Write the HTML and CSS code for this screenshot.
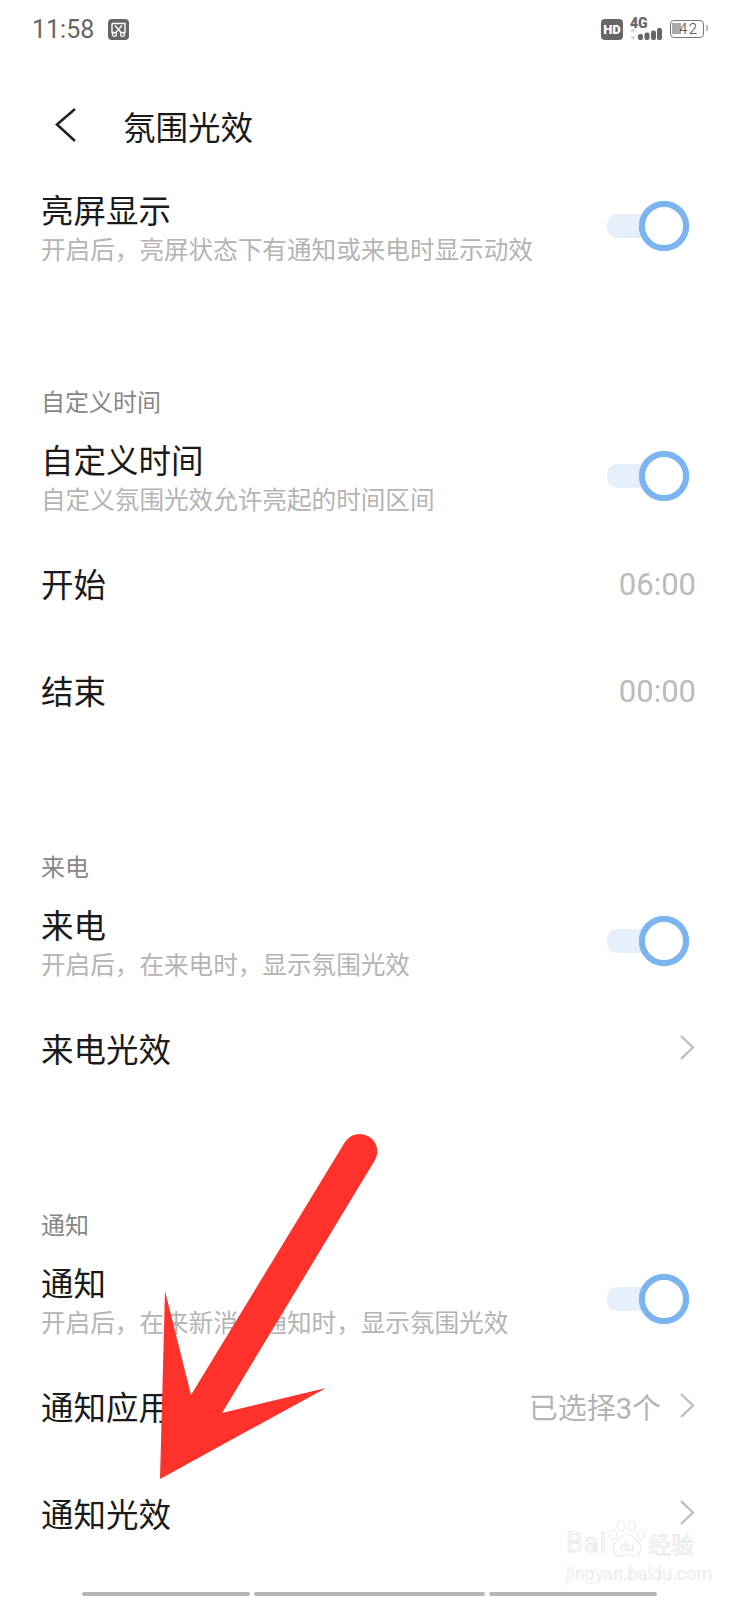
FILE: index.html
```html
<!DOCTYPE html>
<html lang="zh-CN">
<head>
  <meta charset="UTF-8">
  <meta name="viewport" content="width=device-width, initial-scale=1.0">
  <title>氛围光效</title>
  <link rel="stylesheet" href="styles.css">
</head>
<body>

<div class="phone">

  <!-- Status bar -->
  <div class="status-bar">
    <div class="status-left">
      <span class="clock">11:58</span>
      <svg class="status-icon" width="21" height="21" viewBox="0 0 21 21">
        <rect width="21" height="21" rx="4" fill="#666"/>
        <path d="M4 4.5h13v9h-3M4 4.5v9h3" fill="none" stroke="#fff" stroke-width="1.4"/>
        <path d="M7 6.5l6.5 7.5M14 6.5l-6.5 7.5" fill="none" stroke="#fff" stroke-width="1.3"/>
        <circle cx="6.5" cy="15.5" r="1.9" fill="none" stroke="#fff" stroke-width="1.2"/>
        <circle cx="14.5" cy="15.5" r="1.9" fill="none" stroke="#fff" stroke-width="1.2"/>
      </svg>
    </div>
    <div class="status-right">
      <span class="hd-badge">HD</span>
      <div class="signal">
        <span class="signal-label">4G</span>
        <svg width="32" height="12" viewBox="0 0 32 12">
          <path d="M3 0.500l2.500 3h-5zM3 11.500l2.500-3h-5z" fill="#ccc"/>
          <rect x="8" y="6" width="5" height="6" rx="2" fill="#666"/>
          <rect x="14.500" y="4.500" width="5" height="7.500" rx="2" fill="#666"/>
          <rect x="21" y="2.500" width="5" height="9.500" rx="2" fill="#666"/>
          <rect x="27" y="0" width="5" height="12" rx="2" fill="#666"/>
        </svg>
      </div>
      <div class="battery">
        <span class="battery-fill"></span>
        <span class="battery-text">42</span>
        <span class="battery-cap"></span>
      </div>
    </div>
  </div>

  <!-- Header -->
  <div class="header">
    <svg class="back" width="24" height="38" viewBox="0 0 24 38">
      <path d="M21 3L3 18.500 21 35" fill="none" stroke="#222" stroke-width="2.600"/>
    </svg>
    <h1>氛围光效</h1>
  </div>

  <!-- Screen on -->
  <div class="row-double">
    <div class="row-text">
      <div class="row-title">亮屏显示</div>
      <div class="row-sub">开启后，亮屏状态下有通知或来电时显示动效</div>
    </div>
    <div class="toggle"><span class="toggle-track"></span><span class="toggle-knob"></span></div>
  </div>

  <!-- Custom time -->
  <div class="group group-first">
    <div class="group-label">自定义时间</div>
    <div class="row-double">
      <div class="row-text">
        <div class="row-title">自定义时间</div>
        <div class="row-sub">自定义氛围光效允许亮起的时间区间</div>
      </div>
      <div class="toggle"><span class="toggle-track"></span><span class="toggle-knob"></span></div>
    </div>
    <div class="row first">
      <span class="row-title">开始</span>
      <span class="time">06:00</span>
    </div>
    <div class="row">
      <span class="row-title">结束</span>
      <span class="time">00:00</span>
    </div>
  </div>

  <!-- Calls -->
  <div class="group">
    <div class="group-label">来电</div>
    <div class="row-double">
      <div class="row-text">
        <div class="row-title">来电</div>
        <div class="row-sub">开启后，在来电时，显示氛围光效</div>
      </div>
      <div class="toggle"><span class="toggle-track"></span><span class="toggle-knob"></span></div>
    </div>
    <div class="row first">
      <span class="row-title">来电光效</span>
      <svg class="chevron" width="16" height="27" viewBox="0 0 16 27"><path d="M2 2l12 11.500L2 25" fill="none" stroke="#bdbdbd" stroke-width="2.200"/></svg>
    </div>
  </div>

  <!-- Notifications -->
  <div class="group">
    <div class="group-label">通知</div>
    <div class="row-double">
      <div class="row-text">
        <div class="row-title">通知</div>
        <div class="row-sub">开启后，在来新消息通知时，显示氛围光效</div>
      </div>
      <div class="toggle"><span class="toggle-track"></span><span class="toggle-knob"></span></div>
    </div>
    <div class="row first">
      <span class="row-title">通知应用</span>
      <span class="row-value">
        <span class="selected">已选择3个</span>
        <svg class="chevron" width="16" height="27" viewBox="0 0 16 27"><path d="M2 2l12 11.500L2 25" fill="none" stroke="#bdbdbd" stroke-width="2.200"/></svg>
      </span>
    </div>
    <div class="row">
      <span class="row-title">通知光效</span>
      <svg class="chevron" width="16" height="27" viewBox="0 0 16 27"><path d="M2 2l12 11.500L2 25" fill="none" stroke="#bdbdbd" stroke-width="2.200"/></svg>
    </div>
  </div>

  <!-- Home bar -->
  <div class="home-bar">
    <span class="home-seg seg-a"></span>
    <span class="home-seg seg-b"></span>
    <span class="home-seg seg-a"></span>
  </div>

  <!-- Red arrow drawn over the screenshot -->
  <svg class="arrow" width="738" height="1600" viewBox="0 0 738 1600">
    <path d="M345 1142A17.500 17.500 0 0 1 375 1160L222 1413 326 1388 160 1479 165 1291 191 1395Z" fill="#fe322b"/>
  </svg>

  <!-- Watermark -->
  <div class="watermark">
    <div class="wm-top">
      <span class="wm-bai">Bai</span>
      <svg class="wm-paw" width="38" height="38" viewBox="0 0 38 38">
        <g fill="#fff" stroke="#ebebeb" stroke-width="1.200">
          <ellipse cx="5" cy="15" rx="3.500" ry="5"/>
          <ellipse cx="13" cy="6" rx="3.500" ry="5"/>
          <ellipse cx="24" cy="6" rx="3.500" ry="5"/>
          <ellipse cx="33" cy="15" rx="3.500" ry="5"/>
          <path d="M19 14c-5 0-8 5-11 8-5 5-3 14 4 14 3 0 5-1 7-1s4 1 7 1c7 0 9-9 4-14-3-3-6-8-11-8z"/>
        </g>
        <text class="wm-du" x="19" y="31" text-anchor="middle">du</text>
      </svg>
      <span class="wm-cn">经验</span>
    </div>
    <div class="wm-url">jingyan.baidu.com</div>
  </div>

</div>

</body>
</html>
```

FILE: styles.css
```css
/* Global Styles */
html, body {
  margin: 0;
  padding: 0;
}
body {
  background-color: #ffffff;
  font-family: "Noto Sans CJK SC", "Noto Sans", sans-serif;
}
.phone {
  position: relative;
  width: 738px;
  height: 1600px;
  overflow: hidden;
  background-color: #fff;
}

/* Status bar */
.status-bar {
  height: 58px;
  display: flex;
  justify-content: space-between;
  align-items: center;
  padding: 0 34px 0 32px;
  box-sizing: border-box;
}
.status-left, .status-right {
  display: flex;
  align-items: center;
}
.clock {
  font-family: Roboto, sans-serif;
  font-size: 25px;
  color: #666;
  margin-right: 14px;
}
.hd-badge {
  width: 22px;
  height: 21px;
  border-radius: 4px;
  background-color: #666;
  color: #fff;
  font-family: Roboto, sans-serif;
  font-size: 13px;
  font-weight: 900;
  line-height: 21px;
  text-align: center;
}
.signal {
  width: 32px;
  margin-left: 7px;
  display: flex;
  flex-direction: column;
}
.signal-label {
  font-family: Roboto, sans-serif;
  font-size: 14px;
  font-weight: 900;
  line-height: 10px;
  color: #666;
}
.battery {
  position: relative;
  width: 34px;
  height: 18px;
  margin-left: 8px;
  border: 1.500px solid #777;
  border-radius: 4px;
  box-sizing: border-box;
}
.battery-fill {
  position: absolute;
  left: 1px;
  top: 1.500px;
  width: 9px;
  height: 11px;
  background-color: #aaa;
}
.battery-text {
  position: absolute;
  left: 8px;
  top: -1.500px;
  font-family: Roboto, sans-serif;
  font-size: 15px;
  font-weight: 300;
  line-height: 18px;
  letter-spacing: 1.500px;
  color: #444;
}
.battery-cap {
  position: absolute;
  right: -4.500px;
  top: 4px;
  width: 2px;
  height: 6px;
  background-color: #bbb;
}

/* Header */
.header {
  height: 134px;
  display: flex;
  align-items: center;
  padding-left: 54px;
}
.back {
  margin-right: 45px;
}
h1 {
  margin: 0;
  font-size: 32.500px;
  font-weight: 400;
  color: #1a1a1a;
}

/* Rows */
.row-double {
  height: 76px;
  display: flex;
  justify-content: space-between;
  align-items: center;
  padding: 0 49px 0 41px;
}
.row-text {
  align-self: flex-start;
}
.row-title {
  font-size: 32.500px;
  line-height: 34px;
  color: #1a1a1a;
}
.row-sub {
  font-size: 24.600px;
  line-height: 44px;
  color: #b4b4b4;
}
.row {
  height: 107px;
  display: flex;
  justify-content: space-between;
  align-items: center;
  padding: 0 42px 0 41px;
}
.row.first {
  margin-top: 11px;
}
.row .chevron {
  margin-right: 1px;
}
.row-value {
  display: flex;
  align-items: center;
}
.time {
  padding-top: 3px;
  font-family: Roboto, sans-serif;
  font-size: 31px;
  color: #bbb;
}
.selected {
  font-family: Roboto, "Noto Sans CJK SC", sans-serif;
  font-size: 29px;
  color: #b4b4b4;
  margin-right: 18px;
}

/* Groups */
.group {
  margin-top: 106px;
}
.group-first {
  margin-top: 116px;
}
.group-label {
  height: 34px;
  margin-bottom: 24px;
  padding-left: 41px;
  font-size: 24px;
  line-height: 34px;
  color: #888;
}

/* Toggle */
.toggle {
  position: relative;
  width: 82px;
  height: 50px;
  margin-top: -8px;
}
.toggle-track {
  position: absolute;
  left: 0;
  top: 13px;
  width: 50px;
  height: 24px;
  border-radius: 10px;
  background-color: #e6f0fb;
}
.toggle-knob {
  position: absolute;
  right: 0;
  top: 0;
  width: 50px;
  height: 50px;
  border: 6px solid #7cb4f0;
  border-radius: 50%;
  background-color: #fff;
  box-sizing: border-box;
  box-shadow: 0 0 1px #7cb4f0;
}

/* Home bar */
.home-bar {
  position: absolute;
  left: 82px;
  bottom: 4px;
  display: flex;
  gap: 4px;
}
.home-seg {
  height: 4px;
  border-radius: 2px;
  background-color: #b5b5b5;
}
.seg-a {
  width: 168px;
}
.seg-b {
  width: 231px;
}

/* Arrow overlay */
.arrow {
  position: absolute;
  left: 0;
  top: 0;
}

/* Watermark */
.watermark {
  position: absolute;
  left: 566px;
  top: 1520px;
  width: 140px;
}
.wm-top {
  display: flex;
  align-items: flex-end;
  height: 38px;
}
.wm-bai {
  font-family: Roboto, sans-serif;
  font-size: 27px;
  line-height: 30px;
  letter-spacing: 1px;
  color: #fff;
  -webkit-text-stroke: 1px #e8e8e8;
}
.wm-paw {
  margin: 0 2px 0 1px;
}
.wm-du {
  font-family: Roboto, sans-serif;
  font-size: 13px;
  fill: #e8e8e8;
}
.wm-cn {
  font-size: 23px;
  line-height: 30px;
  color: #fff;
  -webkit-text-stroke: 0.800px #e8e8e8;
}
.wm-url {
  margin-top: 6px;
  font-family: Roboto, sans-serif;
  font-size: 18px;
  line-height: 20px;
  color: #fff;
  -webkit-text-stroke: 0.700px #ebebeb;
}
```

⁂

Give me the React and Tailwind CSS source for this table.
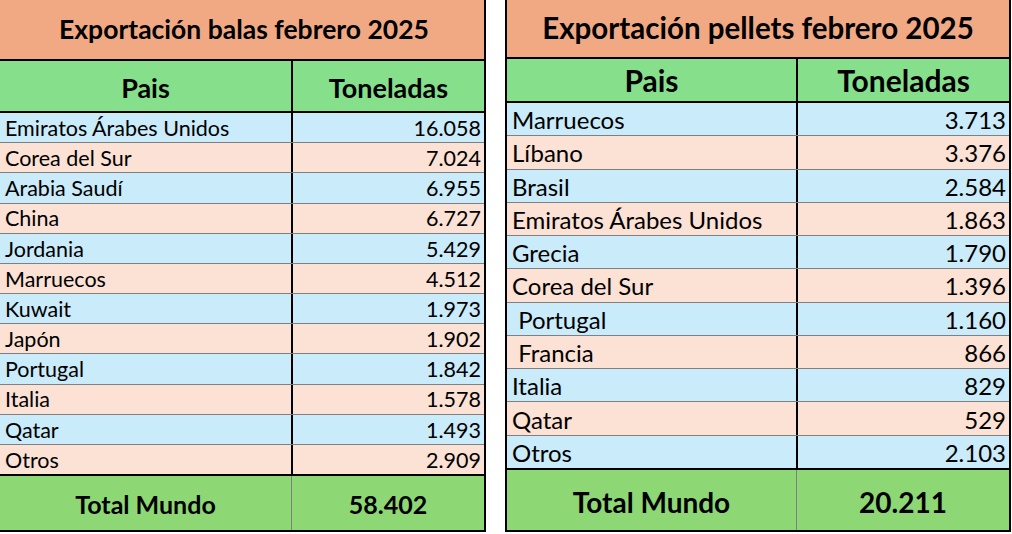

⁂

Copy all lines above containing the string "this".

- Complete response:
Write the HTML and CSS code for this screenshot.
Give me the React and Tailwind CSS source for this table.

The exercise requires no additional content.